[Start Given data]
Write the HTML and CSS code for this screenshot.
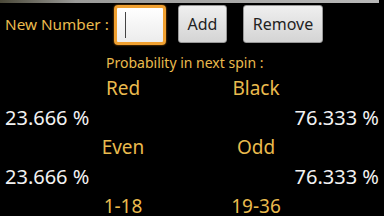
FILE: index.html
```html
<!DOCTYPE html>
<html lang="en">
<head>
    <meta charset="UTF-8">
    <title>Roulette</title>
    <link rel="stylesheet" href="styles.css">
</head>
<body>
    <div class="top-bar"></div>

    <div class="input-row">
        <label class="new-label" for="new-number">New Number :</label>
        <div class="number-box">
            <span class="caret"></span>
        </div>
        <button class="btn add-btn">Add</button>
        <button class="btn remove-btn">Remove</button>
    </div>

    <div class="title">Probability in next spin :</div>

    <div class="grid">
        <div class="label col-a">Red</div>
        <div class="label col-b">Black</div>
        <div class="pct left">23.666 %</div>
        <div class="pct right">76.333 %</div>

        <div class="label col-a">Even</div>
        <div class="label col-b">Odd</div>
        <div class="pct left">23.666 %</div>
        <div class="pct right">76.333 %</div>

        <div class="label col-a">1-18</div>
        <div class="label col-b">19-36</div>
    </div>
</body>
</html>
```

FILE: styles.css
```css
body {
    margin: 0;
    width: 384px;
    height: 216px;
    overflow: hidden;
    background-color: #000;
    font-family: "Noto Sans", "Open Sans", sans-serif;
    color: #eabb4e;
}

.top-bar {
    width: 379px;
    height: 3px;
    background: linear-gradient(to right, #4a4838, #9a9a98 20%, #b8b8b8);
}

.input-row {
    display: flex;
    align-items: center;
    height: 42px;
    padding-left: 5px;
}

.new-label {
    font-size: 15.3px;
    width: 109px;
}

.number-box {
    width: 46px;
    height: 34px;
    border: 3px solid #f0a030;
    border-radius: 4px;
    background: linear-gradient(to bottom, #ffffff, #ececec);
    box-shadow: 0 0 2px #c07010;
    margin-top: 2px;
    display: flex;
    align-items: center;
}

.caret {
    width: 1px;
    height: 26px;
    margin-left: 8px;
    background-color: #444;
}

.btn {
    height: 38px;
    border: 1px solid #999;
    border-radius: 3px;
    background: linear-gradient(to bottom, #efefef, #d4d4d4);
    font-family: "Noto Sans", "Open Sans", sans-serif;
    font-size: 16px;
    color: #222;
    padding: 0;
}

.add-btn {
    width: 49px;
    margin-left: 12px;
}

.remove-btn {
    width: 80px;
    margin-left: 16px;
}

.title {
    font-size: 14px;
    line-height: 20px;
    margin-top: 8px;
    padding-left: 106px;
}

.grid {
    display: grid;
    grid-template-columns: 98px 50px 78px 60px 1fr;
    grid-auto-rows: 29.5px;
    align-items: center;
    font-size: 19px;
    margin-top: 0;
}

.label {
    text-align: center;
}

.col-a {
    grid-column: 2;
}

.col-b {
    grid-column: 4;
}

.pct {
    color: #f2f2f2;
    font-size: 20px;
}

.pct.left {
    grid-column: 1 / 3;
    padding-left: 5px;
}

.pct.right {
    grid-column: 4 / 6;
    text-align: right;
    padding-right: 5px;
}
```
[End Given data]
▶ _Written exercise_:
Retype everything in the material word for word, minus pictures.

▶ _Finished answer_:
Write the HTML and CSS code for this screenshot.
FILE: index.html
```html
<!DOCTYPE html>
<html lang="en">
<head>
    <meta charset="UTF-8">
    <title>Roulette</title>
    <link rel="stylesheet" href="styles.css">
</head>
<body>
    <div class="top-bar"></div>

    <div class="input-row">
        <label class="new-label" for="new-number">New Number :</label>
        <div class="number-box">
            <span class="caret"></span>
        </div>
        <button class="btn add-btn">Add</button>
        <button class="btn remove-btn">Remove</button>
    </div>

    <div class="title">Probability in next spin :</div>

    <div class="grid">
        <div class="label col-a">Red</div>
        <div class="label col-b">Black</div>
        <div class="pct left">23.666 %</div>
        <div class="pct right">76.333 %</div>

        <div class="label col-a">Even</div>
        <div class="label col-b">Odd</div>
        <div class="pct left">23.666 %</div>
        <div class="pct right">76.333 %</div>

        <div class="label col-a">1-18</div>
        <div class="label col-b">19-36</div>
    </div>
</body>
</html>
```

FILE: styles.css
```css
body {
    margin: 0;
    width: 384px;
    height: 216px;
    overflow: hidden;
    background-color: #000;
    font-family: "Noto Sans", "Open Sans", sans-serif;
    color: #eabb4e;
}

.top-bar {
    width: 379px;
    height: 3px;
    background: linear-gradient(to right, #4a4838, #9a9a98 20%, #b8b8b8);
}

.input-row {
    display: flex;
    align-items: center;
    height: 42px;
    padding-left: 5px;
}

.new-label {
    font-size: 15.3px;
    width: 109px;
}

.number-box {
    width: 46px;
    height: 34px;
    border: 3px solid #f0a030;
    border-radius: 4px;
    background: linear-gradient(to bottom, #ffffff, #ececec);
    box-shadow: 0 0 2px #c07010;
    margin-top: 2px;
    display: flex;
    align-items: center;
}

.caret {
    width: 1px;
    height: 26px;
    margin-left: 8px;
    background-color: #444;
}

.btn {
    height: 38px;
    border: 1px solid #999;
    border-radius: 3px;
    background: linear-gradient(to bottom, #efefef, #d4d4d4);
    font-family: "Noto Sans", "Open Sans", sans-serif;
    font-size: 16px;
    color: #222;
    padding: 0;
}

.add-btn {
    width: 49px;
    margin-left: 12px;
}

.remove-btn {
    width: 80px;
    margin-left: 16px;
}

.title {
    font-size: 14px;
    line-height: 20px;
    margin-top: 8px;
    padding-left: 106px;
}

.grid {
    display: grid;
    grid-template-columns: 98px 50px 78px 60px 1fr;
    grid-auto-rows: 29.5px;
    align-items: center;
    font-size: 19px;
    margin-top: 0;
}

.label {
    text-align: center;
}

.col-a {
    grid-column: 2;
}

.col-b {
    grid-column: 4;
}

.pct {
    color: #f2f2f2;
    font-size: 20px;
}

.pct.left {
    grid-column: 1 / 3;
    padding-left: 5px;
}

.pct.right {
    grid-column: 4 / 6;
    text-align: right;
    padding-right: 5px;
}
```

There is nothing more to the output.